= DO THIS =
In the listing below, identify each line with the word "styles" and return those lines.
** start **
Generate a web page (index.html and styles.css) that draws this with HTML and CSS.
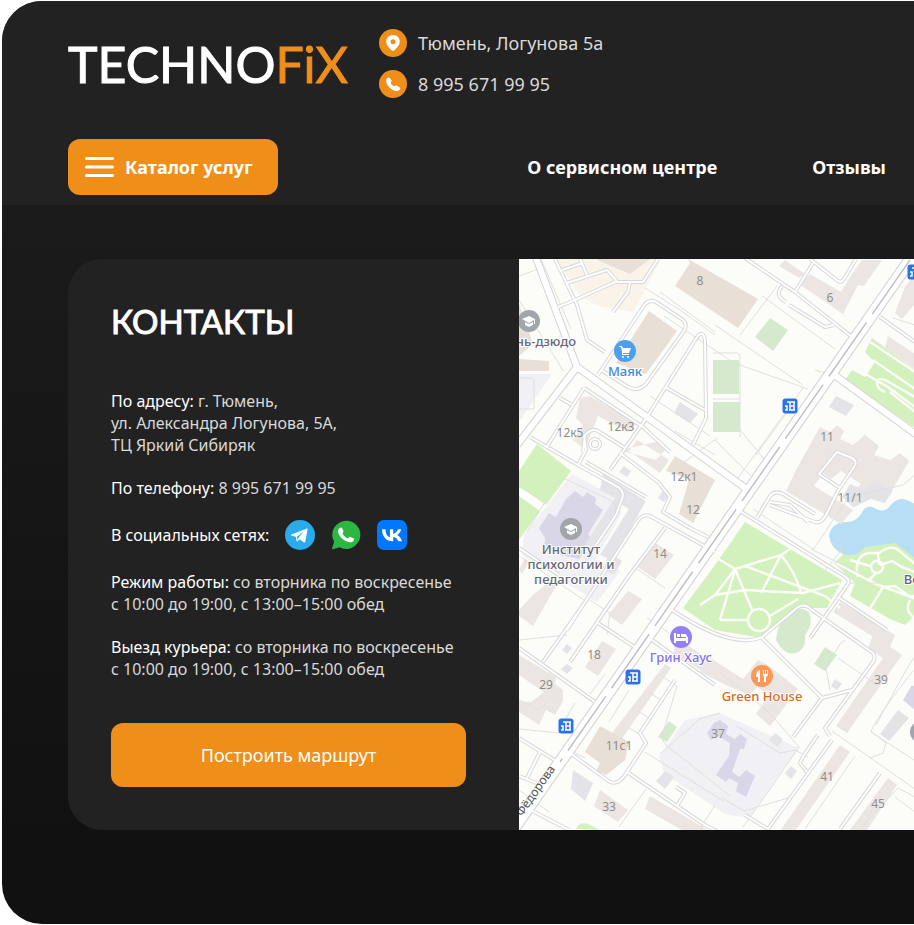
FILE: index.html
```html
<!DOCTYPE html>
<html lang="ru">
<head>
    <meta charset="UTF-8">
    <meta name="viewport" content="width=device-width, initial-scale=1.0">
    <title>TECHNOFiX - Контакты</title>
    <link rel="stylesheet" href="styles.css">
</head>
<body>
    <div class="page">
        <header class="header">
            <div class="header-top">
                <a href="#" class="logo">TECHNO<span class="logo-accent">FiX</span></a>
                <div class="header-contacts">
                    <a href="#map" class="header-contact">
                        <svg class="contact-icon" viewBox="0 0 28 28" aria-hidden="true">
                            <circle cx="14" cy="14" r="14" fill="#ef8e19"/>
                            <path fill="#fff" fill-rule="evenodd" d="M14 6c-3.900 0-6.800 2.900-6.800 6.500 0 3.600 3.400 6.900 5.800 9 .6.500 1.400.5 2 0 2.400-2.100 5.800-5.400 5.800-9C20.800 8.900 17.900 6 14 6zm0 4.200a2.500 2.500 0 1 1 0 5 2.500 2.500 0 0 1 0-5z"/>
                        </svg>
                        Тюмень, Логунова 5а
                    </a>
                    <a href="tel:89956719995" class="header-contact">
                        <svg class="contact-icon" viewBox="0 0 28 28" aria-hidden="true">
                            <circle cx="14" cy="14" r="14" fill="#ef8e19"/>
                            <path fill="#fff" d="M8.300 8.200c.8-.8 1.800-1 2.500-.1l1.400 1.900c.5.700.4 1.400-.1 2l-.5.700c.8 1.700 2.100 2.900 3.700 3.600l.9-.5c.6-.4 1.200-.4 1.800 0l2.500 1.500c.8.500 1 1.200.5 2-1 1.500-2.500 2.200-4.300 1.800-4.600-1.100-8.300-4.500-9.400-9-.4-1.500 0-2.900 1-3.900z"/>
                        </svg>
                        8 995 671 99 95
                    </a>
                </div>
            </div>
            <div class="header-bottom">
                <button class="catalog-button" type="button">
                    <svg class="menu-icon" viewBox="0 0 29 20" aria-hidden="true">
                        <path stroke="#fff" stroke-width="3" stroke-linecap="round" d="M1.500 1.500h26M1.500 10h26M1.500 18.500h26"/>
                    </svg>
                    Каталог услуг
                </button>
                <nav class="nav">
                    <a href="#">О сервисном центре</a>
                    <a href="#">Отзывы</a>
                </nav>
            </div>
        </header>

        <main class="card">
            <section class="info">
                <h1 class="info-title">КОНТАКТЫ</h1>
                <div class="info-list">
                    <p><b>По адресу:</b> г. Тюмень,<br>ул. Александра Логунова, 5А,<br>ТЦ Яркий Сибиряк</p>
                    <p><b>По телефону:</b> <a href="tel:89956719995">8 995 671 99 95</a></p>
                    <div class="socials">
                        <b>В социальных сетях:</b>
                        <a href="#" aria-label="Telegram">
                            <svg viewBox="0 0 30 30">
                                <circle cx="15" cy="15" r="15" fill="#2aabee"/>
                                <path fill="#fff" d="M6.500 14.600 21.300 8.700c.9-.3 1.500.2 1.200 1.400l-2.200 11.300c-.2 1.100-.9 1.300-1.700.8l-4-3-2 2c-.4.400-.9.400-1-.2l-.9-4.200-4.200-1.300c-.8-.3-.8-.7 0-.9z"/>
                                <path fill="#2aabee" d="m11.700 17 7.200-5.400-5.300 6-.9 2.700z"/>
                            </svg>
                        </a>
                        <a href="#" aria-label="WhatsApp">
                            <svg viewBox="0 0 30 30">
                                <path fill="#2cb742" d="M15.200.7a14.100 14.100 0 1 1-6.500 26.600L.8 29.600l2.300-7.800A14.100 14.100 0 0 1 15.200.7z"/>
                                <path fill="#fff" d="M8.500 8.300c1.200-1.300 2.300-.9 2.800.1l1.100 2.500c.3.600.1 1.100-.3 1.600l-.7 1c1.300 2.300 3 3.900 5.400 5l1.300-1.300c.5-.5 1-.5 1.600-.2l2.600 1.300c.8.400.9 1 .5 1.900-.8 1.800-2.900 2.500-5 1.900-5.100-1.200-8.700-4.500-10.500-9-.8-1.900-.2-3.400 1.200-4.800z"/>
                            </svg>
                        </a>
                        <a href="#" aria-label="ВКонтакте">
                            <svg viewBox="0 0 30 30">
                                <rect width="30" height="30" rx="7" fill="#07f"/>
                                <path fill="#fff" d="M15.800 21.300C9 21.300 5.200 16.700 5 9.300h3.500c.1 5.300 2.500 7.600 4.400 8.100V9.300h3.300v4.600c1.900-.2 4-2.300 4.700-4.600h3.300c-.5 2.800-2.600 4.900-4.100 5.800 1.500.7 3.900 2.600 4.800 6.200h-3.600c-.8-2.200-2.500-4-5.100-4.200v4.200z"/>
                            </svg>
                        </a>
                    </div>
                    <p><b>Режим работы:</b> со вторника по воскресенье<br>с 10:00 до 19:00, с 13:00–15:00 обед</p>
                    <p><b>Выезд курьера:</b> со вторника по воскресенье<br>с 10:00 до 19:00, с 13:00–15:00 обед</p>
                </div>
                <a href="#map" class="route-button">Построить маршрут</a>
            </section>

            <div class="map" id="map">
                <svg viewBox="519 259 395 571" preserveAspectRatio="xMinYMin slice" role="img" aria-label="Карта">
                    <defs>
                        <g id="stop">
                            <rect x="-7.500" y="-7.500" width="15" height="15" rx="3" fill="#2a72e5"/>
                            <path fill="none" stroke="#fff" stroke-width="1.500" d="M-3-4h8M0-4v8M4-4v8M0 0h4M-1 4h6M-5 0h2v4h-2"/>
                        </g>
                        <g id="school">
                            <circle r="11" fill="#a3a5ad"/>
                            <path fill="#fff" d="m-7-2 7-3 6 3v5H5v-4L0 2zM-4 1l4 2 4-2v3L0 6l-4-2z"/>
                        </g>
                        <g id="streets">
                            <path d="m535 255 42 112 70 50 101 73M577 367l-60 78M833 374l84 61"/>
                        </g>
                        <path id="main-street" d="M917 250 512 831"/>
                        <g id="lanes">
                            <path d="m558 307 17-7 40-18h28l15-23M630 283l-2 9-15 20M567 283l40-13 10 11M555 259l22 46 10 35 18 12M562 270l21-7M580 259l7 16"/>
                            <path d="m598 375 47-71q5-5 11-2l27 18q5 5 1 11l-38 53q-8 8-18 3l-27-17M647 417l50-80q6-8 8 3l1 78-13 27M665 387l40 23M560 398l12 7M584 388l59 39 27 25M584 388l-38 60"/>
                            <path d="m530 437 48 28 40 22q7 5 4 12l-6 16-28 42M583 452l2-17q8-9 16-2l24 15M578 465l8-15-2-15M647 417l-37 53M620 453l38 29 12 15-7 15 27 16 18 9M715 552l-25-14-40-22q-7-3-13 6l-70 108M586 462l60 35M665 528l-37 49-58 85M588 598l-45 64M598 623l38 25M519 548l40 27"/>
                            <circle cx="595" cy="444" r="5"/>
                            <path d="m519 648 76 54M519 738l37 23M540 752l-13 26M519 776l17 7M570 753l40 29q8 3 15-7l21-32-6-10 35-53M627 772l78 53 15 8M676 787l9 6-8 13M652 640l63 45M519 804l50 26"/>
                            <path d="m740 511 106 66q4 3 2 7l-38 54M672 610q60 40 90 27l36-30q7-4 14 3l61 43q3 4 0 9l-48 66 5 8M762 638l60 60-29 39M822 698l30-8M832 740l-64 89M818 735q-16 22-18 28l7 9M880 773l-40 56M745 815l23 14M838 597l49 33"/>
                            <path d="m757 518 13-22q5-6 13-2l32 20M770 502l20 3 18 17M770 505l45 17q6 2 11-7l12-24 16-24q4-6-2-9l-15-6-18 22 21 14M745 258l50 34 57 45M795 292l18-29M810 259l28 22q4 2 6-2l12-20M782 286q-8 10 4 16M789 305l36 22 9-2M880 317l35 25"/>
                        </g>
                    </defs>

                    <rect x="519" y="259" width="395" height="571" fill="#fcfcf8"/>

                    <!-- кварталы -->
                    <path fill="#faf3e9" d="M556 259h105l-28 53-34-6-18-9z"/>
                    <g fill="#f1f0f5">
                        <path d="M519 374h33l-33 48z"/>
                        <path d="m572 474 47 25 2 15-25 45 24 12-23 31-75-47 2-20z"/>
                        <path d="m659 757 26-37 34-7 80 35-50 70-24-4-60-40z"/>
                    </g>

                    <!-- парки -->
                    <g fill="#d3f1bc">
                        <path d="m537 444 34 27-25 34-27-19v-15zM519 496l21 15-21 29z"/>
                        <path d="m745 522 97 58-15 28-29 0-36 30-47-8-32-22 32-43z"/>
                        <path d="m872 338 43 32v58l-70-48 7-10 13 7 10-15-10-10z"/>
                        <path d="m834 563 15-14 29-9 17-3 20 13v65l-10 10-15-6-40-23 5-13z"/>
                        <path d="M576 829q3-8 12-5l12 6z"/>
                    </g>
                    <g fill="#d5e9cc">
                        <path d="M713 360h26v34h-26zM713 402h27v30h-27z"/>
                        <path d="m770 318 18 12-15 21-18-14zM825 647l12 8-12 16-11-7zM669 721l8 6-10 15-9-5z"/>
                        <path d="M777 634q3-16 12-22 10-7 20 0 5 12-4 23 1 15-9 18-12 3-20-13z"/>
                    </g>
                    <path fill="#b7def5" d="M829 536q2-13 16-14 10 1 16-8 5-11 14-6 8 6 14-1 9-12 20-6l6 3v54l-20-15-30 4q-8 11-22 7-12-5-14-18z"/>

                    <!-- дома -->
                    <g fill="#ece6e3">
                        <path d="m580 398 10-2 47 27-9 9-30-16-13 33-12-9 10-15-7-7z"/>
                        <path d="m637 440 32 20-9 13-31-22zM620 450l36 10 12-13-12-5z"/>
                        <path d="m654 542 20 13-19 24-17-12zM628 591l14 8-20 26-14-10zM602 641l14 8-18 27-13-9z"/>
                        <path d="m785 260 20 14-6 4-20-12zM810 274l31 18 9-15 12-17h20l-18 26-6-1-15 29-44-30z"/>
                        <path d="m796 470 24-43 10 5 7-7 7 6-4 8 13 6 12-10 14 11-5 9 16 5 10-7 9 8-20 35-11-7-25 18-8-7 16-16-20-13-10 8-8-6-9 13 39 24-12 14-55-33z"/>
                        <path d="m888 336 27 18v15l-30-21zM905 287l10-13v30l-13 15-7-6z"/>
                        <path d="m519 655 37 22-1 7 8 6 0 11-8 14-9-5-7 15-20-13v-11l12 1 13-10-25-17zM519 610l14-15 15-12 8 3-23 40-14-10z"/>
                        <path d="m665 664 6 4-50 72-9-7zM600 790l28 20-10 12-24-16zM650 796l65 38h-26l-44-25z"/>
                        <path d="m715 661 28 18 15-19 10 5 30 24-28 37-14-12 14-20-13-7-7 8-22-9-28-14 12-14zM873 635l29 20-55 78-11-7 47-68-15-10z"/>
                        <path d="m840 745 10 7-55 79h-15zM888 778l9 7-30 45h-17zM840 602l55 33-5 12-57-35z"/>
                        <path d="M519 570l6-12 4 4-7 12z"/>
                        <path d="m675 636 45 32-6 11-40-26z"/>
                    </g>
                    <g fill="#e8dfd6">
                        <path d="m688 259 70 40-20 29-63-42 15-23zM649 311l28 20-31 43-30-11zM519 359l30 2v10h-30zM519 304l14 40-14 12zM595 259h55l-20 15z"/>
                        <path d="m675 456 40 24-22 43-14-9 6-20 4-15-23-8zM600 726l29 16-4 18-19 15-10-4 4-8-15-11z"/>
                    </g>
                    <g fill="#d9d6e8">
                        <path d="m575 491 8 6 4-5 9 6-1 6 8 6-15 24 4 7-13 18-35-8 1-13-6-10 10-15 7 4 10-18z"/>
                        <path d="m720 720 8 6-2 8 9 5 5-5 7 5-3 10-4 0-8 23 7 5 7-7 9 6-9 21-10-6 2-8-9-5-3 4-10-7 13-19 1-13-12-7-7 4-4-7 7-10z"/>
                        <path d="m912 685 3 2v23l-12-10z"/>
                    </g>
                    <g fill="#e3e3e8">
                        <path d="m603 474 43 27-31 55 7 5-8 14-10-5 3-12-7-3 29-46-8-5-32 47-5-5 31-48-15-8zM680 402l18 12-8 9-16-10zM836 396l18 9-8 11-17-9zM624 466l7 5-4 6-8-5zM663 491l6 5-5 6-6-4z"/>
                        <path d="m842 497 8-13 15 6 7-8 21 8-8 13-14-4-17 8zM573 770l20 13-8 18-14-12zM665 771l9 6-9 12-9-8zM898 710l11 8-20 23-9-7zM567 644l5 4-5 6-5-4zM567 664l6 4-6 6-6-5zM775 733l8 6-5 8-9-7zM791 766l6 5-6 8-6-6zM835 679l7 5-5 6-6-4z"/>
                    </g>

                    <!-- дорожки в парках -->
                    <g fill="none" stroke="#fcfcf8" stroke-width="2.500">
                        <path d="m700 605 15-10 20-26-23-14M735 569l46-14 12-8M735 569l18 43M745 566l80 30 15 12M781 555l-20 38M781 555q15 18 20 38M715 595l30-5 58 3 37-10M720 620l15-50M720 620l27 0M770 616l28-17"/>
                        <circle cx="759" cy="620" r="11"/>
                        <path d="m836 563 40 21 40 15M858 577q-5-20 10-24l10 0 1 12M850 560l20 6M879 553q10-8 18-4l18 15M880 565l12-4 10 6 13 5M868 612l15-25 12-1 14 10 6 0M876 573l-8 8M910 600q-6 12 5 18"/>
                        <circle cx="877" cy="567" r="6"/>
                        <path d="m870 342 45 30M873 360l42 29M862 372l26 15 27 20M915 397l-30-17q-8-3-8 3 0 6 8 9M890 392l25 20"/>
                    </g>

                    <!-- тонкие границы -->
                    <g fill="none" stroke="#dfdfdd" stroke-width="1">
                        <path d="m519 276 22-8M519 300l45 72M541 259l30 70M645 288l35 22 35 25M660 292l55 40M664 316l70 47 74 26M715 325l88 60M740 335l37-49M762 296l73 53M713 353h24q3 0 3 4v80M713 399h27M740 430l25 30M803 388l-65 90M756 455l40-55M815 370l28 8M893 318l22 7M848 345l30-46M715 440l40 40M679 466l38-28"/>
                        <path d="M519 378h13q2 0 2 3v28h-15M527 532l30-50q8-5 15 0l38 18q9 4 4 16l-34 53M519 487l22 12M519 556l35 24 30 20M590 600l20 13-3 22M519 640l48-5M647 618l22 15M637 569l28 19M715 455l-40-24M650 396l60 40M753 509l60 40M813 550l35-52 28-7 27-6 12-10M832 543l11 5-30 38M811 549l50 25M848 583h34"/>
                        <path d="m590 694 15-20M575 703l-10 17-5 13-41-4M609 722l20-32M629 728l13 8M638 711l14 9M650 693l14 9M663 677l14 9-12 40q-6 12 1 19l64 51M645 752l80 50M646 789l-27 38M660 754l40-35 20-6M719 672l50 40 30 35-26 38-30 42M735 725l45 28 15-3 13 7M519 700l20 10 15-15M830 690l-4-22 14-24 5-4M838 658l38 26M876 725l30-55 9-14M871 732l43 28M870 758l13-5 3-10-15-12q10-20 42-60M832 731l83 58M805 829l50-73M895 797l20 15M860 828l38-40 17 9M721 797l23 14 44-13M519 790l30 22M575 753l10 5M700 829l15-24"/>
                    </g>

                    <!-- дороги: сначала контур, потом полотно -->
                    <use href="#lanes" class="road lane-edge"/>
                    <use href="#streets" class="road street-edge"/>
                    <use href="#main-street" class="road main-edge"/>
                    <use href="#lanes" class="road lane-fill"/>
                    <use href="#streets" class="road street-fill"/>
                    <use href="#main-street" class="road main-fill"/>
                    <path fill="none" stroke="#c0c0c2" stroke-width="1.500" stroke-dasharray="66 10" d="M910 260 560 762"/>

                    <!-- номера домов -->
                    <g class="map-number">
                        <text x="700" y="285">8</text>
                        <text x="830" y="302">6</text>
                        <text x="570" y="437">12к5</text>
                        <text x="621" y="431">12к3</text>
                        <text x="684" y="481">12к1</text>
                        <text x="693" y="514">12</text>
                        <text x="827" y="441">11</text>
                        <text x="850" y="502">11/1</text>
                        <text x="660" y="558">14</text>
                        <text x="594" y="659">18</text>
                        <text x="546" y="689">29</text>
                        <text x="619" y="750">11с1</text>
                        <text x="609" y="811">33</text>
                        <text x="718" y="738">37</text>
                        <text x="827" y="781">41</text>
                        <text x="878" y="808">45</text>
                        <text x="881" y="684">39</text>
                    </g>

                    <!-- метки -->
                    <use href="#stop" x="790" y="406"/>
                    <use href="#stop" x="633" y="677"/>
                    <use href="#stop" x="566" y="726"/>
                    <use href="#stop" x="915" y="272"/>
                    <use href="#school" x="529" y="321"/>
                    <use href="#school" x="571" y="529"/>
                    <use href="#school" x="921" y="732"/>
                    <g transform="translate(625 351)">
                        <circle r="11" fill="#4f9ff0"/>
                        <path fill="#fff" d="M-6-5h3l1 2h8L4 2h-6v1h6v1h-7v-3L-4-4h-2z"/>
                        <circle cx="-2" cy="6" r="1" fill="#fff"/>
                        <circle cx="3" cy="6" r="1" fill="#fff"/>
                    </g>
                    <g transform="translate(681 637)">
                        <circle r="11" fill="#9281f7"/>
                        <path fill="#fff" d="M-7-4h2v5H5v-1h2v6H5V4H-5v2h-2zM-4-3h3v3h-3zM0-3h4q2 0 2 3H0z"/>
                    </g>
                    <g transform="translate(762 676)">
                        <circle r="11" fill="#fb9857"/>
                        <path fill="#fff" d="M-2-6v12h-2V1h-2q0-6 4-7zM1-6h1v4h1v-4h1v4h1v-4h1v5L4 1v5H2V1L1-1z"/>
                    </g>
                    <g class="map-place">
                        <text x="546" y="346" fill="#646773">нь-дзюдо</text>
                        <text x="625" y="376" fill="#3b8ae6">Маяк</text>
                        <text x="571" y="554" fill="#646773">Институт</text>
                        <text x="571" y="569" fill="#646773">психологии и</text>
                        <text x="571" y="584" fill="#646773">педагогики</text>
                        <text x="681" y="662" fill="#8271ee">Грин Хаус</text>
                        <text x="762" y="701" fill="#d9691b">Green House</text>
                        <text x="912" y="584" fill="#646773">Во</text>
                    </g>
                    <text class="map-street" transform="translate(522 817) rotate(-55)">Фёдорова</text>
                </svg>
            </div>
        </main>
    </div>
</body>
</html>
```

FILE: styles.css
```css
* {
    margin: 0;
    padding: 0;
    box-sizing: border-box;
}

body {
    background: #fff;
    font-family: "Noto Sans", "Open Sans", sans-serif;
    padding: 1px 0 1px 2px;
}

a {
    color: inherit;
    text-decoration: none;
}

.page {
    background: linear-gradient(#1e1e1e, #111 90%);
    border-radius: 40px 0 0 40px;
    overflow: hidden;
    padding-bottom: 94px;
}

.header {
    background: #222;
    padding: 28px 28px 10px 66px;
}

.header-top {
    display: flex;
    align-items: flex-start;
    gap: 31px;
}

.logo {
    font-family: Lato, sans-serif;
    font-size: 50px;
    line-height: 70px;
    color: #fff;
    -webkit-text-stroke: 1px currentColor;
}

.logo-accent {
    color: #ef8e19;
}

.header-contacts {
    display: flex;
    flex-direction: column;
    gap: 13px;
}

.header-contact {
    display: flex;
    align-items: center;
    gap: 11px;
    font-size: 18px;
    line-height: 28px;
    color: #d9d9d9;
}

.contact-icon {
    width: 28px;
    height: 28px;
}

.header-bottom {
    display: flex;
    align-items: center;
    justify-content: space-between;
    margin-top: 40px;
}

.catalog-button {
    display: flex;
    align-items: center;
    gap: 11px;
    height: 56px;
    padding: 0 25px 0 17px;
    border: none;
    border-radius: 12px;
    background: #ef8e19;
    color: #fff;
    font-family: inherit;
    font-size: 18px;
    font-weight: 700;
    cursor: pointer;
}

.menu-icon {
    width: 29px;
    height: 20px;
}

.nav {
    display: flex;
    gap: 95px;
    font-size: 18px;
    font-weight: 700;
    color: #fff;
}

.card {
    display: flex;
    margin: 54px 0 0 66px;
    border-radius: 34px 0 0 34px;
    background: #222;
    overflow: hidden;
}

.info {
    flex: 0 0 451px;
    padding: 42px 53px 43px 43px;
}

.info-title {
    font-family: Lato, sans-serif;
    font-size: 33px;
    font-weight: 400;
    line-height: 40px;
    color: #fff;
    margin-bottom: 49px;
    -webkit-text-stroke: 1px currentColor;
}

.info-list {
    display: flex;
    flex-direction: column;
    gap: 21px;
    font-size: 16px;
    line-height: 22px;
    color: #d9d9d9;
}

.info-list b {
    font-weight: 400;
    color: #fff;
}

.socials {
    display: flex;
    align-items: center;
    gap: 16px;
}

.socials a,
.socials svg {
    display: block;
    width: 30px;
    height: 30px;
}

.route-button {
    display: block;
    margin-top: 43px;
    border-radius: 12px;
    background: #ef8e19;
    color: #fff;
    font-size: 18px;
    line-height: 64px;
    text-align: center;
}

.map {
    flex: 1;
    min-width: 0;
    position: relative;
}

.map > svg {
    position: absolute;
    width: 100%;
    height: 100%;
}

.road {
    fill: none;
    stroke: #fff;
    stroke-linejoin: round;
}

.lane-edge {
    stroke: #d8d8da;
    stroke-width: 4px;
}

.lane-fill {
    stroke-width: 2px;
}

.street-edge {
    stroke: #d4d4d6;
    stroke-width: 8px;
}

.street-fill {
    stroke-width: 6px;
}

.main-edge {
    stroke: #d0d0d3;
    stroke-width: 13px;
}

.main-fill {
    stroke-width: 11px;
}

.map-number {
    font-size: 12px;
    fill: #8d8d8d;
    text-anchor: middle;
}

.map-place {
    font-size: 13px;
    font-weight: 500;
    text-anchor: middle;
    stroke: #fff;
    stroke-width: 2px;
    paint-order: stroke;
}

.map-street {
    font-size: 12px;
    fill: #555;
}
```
** end **
= WRITTEN RESPONSE =
Generate a web page (index.html and styles.css) that draws this with HTML and CSS.
    <link rel="stylesheet" href="styles.css">
FILE: styles.css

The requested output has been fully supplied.